Nisun has a complex history, which could partly explain why it’s not rushing to win any awards for transparency. It was founded as Hebron Technology in 2012 and four years later acquired an equipment and engineering business called Hong Kong Xibolun Technology, which was controlled by Sun Anyuan, a former chairman and CEO of Nisun.
In 2019 it moved into financial services by buying Nisun International Enterprise Management Group (British Virgin Islands) Co., Ltd. It added to its financial credentials by acquiring more financing companies that year and in 2020. Reflecting the transformation, it changed its name in September 2021, and sold Xibolun to another entity controlled by Sun. The company has actually been publicly traded since 2016.
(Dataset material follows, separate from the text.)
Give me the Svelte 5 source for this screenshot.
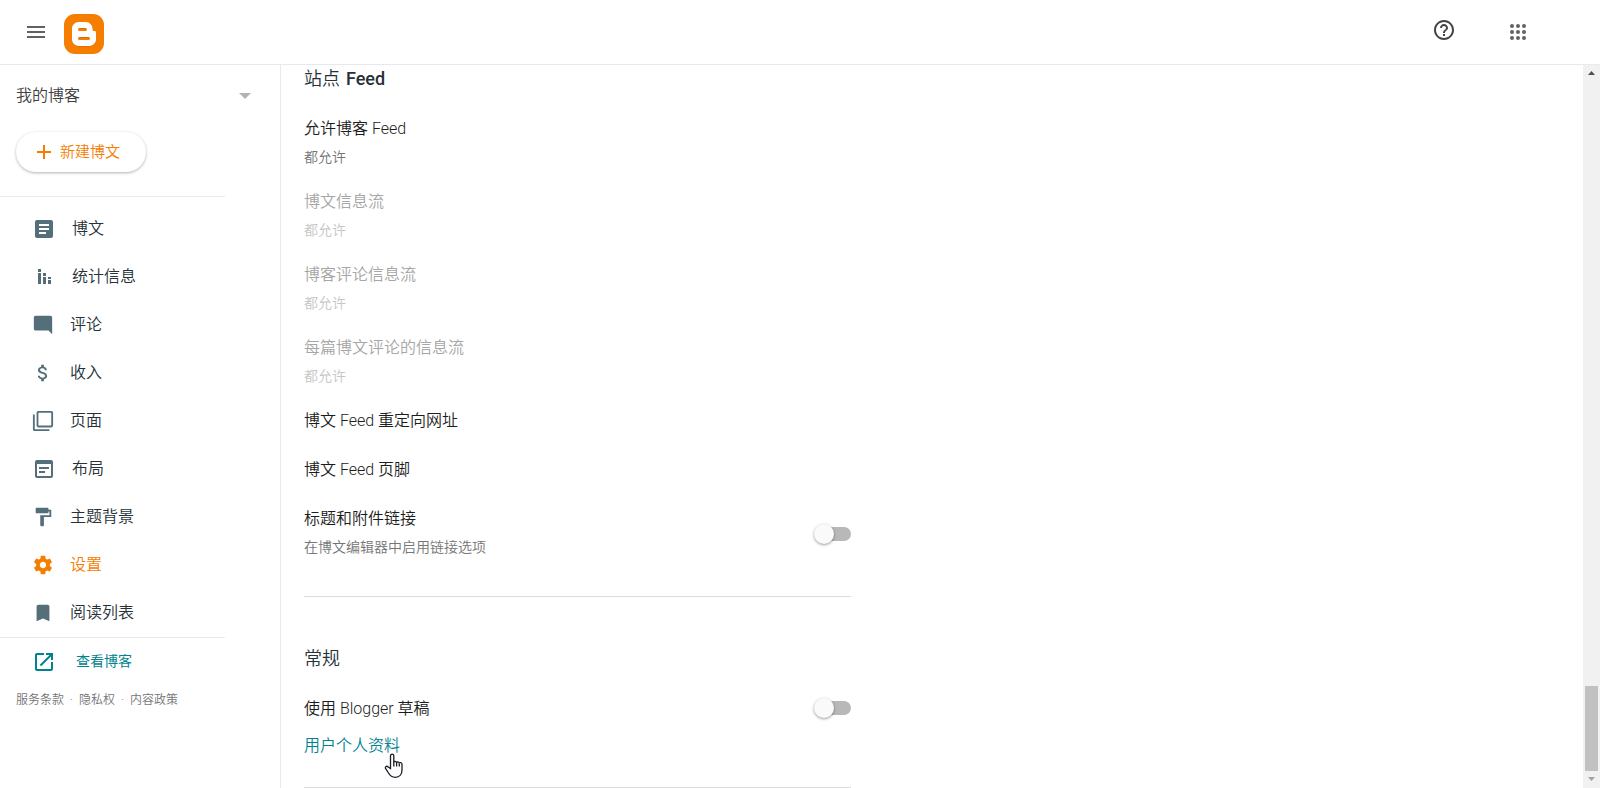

Figuring out what exactly Nisun does now takes some work as its standard self-description found in public announcements is too vague to provide much clarity. In the business overview section of its latest annual report, Nisun says it is “a technology-driven, integrated supply chain solutions and financial services provider focused on transforming China’s corporate finance industry,” with services spanning “from technology supply chain management, to technology asset routing, and digital transformation of technology and financial institutions.” New supply chain deals have also been a dominant theme in the company’s recent press releases. But the supply chain business accounted for a tiny fraction of its revenue in 2020.
Most of Nisun’s revenue actually comes from financing solutions for small- and medium-sized enterprises (SMEs) via its online platforms. But Nisun makes this business look secondary in its annual report.
Judging from pieces of publicly available information, Nisun is essentially a fintech company that connects SMEs seeking financing with institutional lenders. But it evidently wants to draw attention to its newer supply chain financing business, which it started early last year. That may be because supply chain financing, which basically helps businesses lengthen their own payment period for suppliers while finding ways to let those suppliers receive actual payments early, is less competitive and more promising as a new industry in China. Investors may have even liked that story, putting Nisun’s shares on a hot streak last year before they fizzled out this year.
Even after the bloodbath triggered by the new share sale, Nisun’s stock trades at a relatively high price-to-sale (P/S) ratio of about 2.5, based on its 2020 revenue. That’s higher than 1.4 for FinVolution Group (FINV.US), another online loan facilitator that has been profitable in the past three years. But given Nisun’s weak financials and its tendency to sweep facts it doesn’t want markets to notice under the rug, investors may still be too generous toward the company with their current valuation, even after the latest selloff.